Quindi se il bias è non voluto, per l’autrice del presente articolo, andrebbe eliminato o almeno mitigato, come un qualsiasi rischio. Solitamente questi bias sono di tipo etico o dovuti alla cultura in cui sono stati creati i dati di apprendimento.

Si aggiunge che i bias etici o culturali, devono essere attentamente analizzati e sono da
contrapporre a quelli tecnici relativi al campo della matematica o della statistica (utili a migliorare il modello).
Infine, il miglioramento dei modelli è qualcosa di fortemente desiderato perché c’è un conseguente abbassamento del costo computazionale che si ripercuote fortemente sul costo del progetto che usa una IA. Maggiore è il bias voluto e minore è il costo computazionale e viceversa.

Conclusione
In sintesi, il bias nell’intelligenza artificiale non è necessariamente un errore, ma un elemento strutturale da comprendere, governare e — quando necessario — correggere.
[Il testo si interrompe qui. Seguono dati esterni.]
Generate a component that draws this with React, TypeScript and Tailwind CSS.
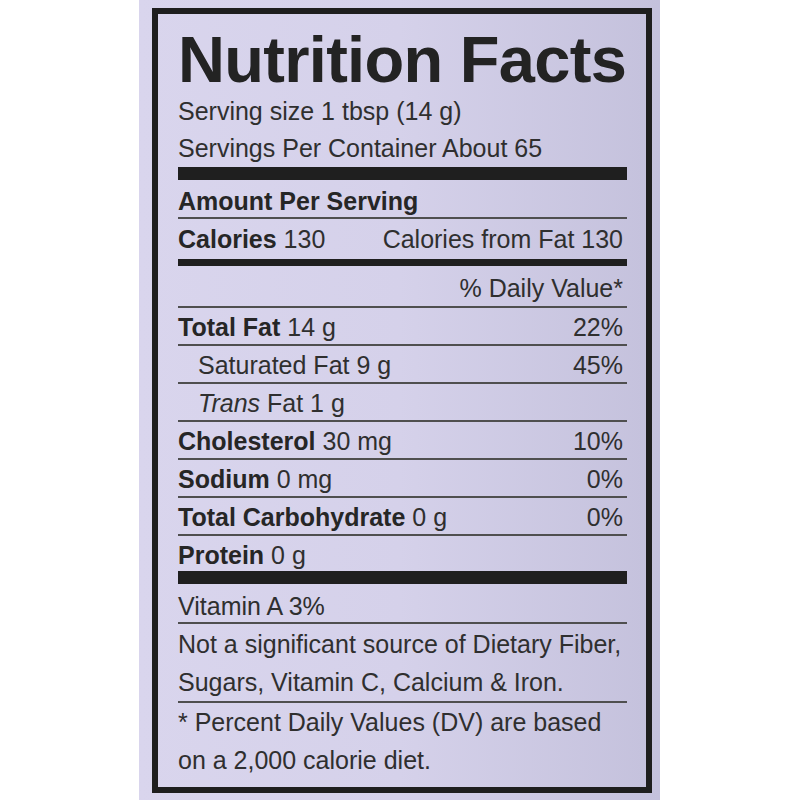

Come abbiamo visto, esistono molteplici tipologie di bias, alcuni dei quali possono contribuire a migliorare le performance dei modelli, altri invece a comprometterne l’equità, l’efficacia e l’etica.
Il vero nodo non è l’eliminazione totale del bias, bensì la sua gestione consapevole. Bias e
varianza rappresentano due estremi in un equilibrio delicato, da calibrare in funzione del contesto applicativo: maggiore rigore e prevedibilità in ambiti critici come la sanità o il diritto; maggiore flessibilità e adattabilità in settori creativi e sperimentali.
Dunque, non si tratta di scegliere tra “bias sì o bias no”, ma di imparare a distinguere ciò che è utile e ciò che è dannoso. Perché il bias voluto può ridurre il costo computazionale e migliorare la specializzazione di un modello, mentre il bias non controllato può invece generare esclusioni, distorsioni e ingiustizie.
Il compito di chi progetta, addestra e utilizza sistemi di intelligenza artificiale è quindi duplice: tecnico e culturale. Serve consapevolezza, competenza e un’etica vigile.

Concludendo, i bias sono importanti e Voltaire ce lo ricorda con la sua citazione: “Non temete, signori, avremo sempre passioni e pregiudizi, poiché è il nostro destino essere soggetti a pregiudizi e passioni”.